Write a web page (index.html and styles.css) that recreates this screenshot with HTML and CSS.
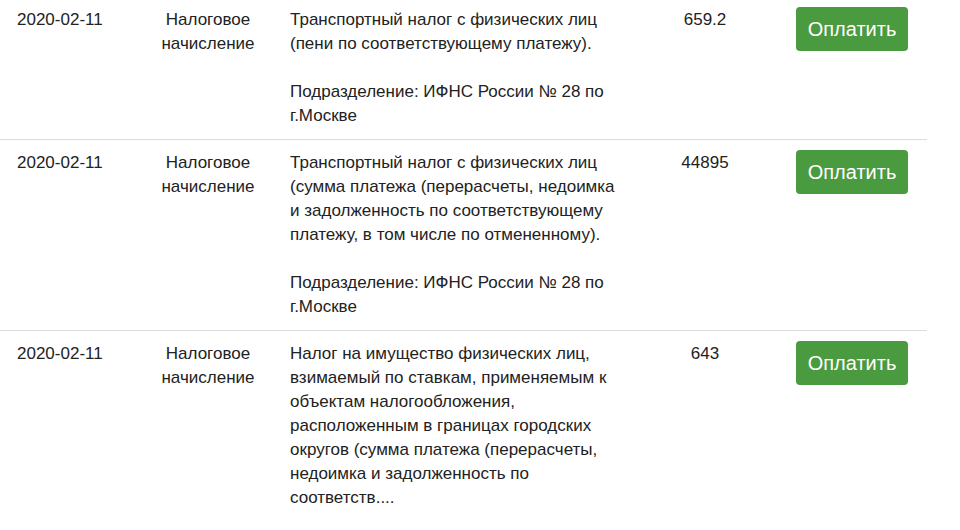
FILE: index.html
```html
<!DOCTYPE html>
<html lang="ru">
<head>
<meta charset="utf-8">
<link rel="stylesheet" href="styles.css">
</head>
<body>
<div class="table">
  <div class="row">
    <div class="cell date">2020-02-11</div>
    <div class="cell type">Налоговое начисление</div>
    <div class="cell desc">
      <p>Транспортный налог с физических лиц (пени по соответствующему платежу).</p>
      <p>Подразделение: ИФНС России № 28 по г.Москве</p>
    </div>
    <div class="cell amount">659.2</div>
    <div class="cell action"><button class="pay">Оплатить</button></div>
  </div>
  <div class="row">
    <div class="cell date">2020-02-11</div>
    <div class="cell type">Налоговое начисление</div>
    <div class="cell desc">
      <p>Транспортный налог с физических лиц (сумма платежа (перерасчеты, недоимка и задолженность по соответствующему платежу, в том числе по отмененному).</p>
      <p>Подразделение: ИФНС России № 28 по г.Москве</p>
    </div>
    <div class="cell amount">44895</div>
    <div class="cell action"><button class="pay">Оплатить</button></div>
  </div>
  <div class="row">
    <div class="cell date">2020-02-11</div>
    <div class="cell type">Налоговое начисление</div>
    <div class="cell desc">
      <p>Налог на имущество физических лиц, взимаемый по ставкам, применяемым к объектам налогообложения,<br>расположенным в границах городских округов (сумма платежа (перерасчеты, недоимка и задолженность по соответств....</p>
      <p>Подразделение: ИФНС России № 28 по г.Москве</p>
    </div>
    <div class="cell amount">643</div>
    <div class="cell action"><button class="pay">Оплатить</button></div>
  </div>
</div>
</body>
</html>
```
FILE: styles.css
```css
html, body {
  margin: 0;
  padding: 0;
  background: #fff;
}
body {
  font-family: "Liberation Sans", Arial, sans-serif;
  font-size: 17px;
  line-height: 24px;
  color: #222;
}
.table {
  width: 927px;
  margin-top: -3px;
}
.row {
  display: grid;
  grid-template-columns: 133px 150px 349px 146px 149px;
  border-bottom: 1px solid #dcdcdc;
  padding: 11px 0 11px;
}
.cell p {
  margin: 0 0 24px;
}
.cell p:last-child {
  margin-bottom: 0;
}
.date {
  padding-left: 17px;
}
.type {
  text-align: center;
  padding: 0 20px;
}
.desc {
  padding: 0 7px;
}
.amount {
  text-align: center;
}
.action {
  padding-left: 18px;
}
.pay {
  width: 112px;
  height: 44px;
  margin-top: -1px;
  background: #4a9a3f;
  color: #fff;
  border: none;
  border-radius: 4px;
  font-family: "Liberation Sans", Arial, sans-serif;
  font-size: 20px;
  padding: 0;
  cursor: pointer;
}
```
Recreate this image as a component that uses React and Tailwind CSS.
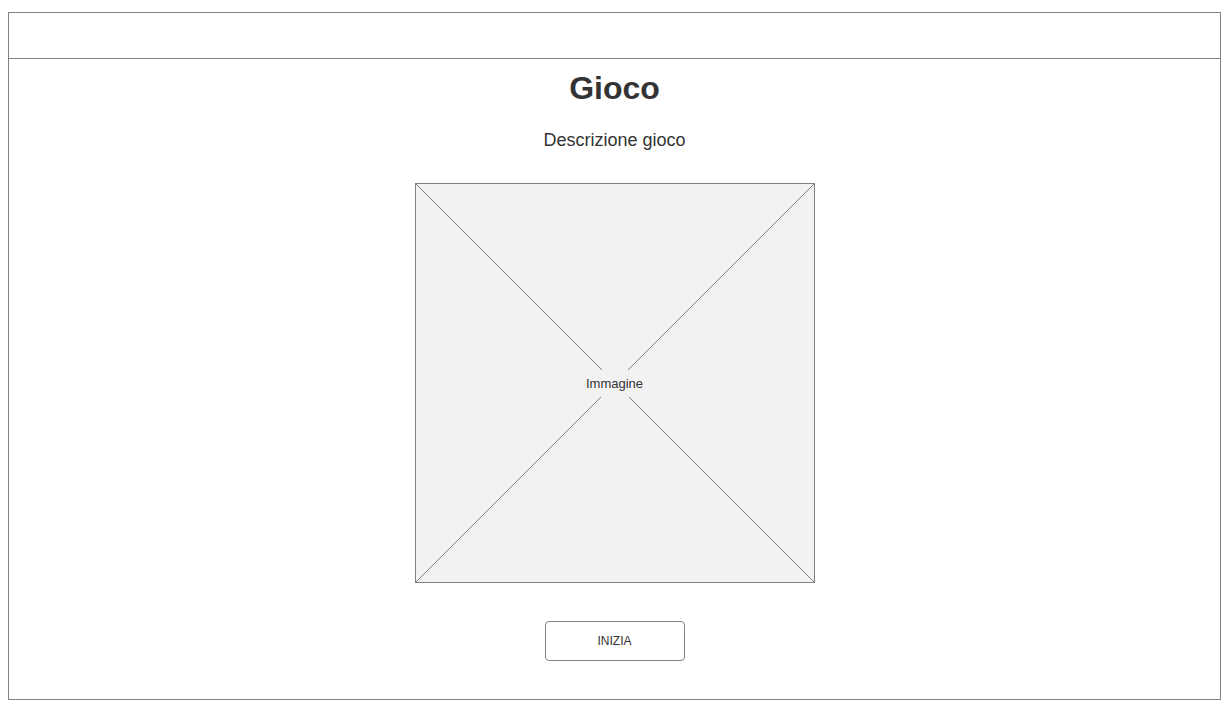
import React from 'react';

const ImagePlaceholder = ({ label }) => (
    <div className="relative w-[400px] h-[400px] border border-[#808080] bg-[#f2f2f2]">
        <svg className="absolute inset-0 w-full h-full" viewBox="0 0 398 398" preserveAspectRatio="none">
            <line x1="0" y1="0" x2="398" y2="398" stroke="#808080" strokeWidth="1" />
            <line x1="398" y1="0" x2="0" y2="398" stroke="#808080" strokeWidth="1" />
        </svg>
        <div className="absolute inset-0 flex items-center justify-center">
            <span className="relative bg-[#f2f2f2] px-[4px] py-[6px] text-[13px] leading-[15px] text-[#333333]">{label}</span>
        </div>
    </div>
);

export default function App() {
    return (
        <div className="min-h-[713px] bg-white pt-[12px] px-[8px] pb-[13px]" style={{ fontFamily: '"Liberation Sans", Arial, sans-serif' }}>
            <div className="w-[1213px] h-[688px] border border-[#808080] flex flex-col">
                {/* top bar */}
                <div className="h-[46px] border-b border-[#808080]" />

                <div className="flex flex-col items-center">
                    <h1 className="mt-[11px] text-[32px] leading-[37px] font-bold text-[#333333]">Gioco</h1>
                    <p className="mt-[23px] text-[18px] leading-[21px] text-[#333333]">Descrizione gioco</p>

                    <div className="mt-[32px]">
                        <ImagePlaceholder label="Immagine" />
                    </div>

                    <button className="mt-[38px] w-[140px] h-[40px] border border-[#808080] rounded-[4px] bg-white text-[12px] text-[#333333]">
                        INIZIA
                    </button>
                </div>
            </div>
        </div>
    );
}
※ ※ ※
Request:
Restate each entry word for word, please, but drop any images it holds.

Response:
Write a web page (index.html and styles.css) that recreates this screenshot with HTML and CSS.
FILE: index.html
```html
<!DOCTYPE html>
<html lang="ru">
<head>
<meta charset="utf-8">
<link rel="stylesheet" href="styles.css">
</head>
<body>
<div class="table">
  <div class="row">
    <div class="cell date">2020-02-11</div>
    <div class="cell type">Налоговое начисление</div>
    <div class="cell desc">
      <p>Транспортный налог с физических лиц (пени по соответствующему платежу).</p>
      <p>Подразделение: ИФНС России № 28 по г.Москве</p>
    </div>
    <div class="cell amount">659.2</div>
    <div class="cell action"><button class="pay">Оплатить</button></div>
  </div>
  <div class="row">
    <div class="cell date">2020-02-11</div>
    <div class="cell type">Налоговое начисление</div>
    <div class="cell desc">
      <p>Транспортный налог с физических лиц (сумма платежа (перерасчеты, недоимка и задолженность по соответствующему платежу, в том числе по отмененному).</p>
      <p>Подразделение: ИФНС России № 28 по г.Москве</p>
    </div>
    <div class="cell amount">44895</div>
    <div class="cell action"><button class="pay">Оплатить</button></div>
  </div>
  <div class="row">
    <div class="cell date">2020-02-11</div>
    <div class="cell type">Налоговое начисление</div>
    <div class="cell desc">
      <p>Налог на имущество физических лиц, взимаемый по ставкам, применяемым к объектам налогообложения,<br>расположенным в границах городских округов (сумма платежа (перерасчеты, недоимка и задолженность по соответств....</p>
      <p>Подразделение: ИФНС России № 28 по г.Москве</p>
    </div>
    <div class="cell amount">643</div>
    <div class="cell action"><button class="pay">Оплатить</button></div>
  </div>
</div>
</body>
</html>
```
FILE: styles.css
```css
html, body {
  margin: 0;
  padding: 0;
  background: #fff;
}
body {
  font-family: "Liberation Sans", Arial, sans-serif;
  font-size: 17px;
  line-height: 24px;
  color: #222;
}
.table {
  width: 927px;
  margin-top: -3px;
}
.row {
  display: grid;
  grid-template-columns: 133px 150px 349px 146px 149px;
  border-bottom: 1px solid #dcdcdc;
  padding: 11px 0 11px;
}
.cell p {
  margin: 0 0 24px;
}
.cell p:last-child {
  margin-bottom: 0;
}
.date {
  padding-left: 17px;
}
.type {
  text-align: center;
  padding: 0 20px;
}
.desc {
  padding: 0 7px;
}
.amount {
  text-align: center;
}
.action {
  padding-left: 18px;
}
.pay {
  width: 112px;
  height: 44px;
  margin-top: -1px;
  background: #4a9a3f;
  color: #fff;
  border: none;
  border-radius: 4px;
  font-family: "Liberation Sans", Arial, sans-serif;
  font-size: 20px;
  padding: 0;
  cursor: pointer;
}
```
Recreate this image as a component that uses React and Tailwind CSS.
import React from 'react';

const ImagePlaceholder = ({ label }) => (
    <div className="relative w-[400px] h-[400px] border border-[#808080] bg-[#f2f2f2]">
        <svg className="absolute inset-0 w-full h-full" viewBox="0 0 398 398" preserveAspectRatio="none">
            <line x1="0" y1="0" x2="398" y2="398" stroke="#808080" strokeWidth="1" />
            <line x1="398" y1="0" x2="0" y2="398" stroke="#808080" strokeWidth="1" />
        </svg>
        <div className="absolute inset-0 flex items-center justify-center">
            <span className="relative bg-[#f2f2f2] px-[4px] py-[6px] text-[13px] leading-[15px] text-[#333333]">{label}</span>
        </div>
    </div>
);

export default function App() {
    return (
        <div className="min-h-[713px] bg-white pt-[12px] px-[8px] pb-[13px]" style={{ fontFamily: '"Liberation Sans", Arial, sans-serif' }}>
            <div className="w-[1213px] h-[688px] border border-[#808080] flex flex-col">
                {/* top bar */}
                <div className="h-[46px] border-b border-[#808080]" />

                <div className="flex flex-col items-center">
                    <h1 className="mt-[11px] text-[32px] leading-[37px] font-bold text-[#333333]">Gioco</h1>
                    <p className="mt-[23px] text-[18px] leading-[21px] text-[#333333]">Descrizione gioco</p>

                    <div className="mt-[32px]">
                        <ImagePlaceholder label="Immagine" />
                    </div>

                    <button className="mt-[38px] w-[140px] h-[40px] border border-[#808080] rounded-[4px] bg-white text-[12px] text-[#333333]">
                        INIZIA
                    </button>
                </div>
            </div>
        </div>
    );
}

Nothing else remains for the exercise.